U.S. Secretary of Labor Thomas Perez said  that West Coast port operations would return to normal Saturday evening after port employers and the International Longshore and Warehouse Union (ILWU) reached a tentative five-year agreement late Friday.

While Pacific Maritime Association (PMA) and ILWU members must still ratify the agreement, both sides agreed to ensure normal operations resume at all 29 West Coast ports starting Saturday evening, Perez told reporters in a conference call late Friday. PMA represents the companies that operate the ships and terminals that serve the ports.

It's unclear what that means for shippers, since it will take months to clear the backlog of containers clogging the ports, particularly at the Port of Los Angles and Port of Long Beach, which handle as much as 40 percent of the apparel, footwear and sporting  goods imported from Asia.  As reported last week, delays at the ports were threatening millions of dollars in sales and jobs in the sporting goods industry.

The breakthrough came amid mounting pressure from the Obama Administration, which  dispatched Perez to San Francisco last week after the PMA halted vessel loading and unloading operations for the second time in two weeks to avoid paying overtime wages to ILWU workers it said were intentionally slowing down work.  
Perez warned the two sides Thursday that he would move the negotiations to Washington D.C. if they failed to reach an agreement Friday. The threat indicated the Obama Administration's determination to avoid a lock out or strike that could shut down the ports completely and slow economic growth.

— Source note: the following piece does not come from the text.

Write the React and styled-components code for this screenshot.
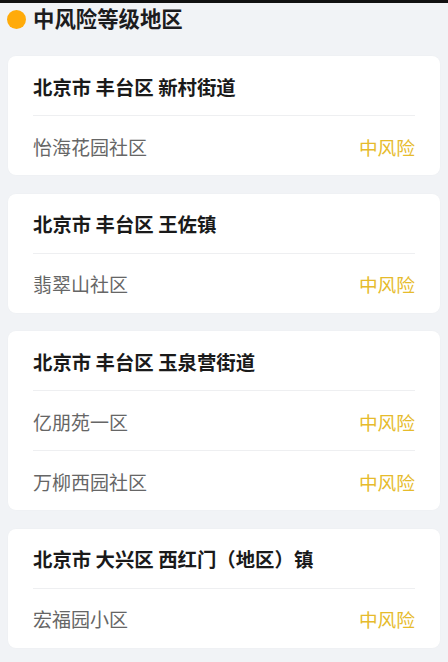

Under a provision of the Taft-Hartley Act, the president can impose a stand down period between labor and management to ensure the country's transportation infrastructure continues to function during labor disputes. A president has not invoked the provision since 2002, when President George Bush stepped in after the PMA locked out ILWU workers effectively closing the ports. The two sides came to an agreement 10 days later, but only after costing importers and exporters billions of dollars in lost sales.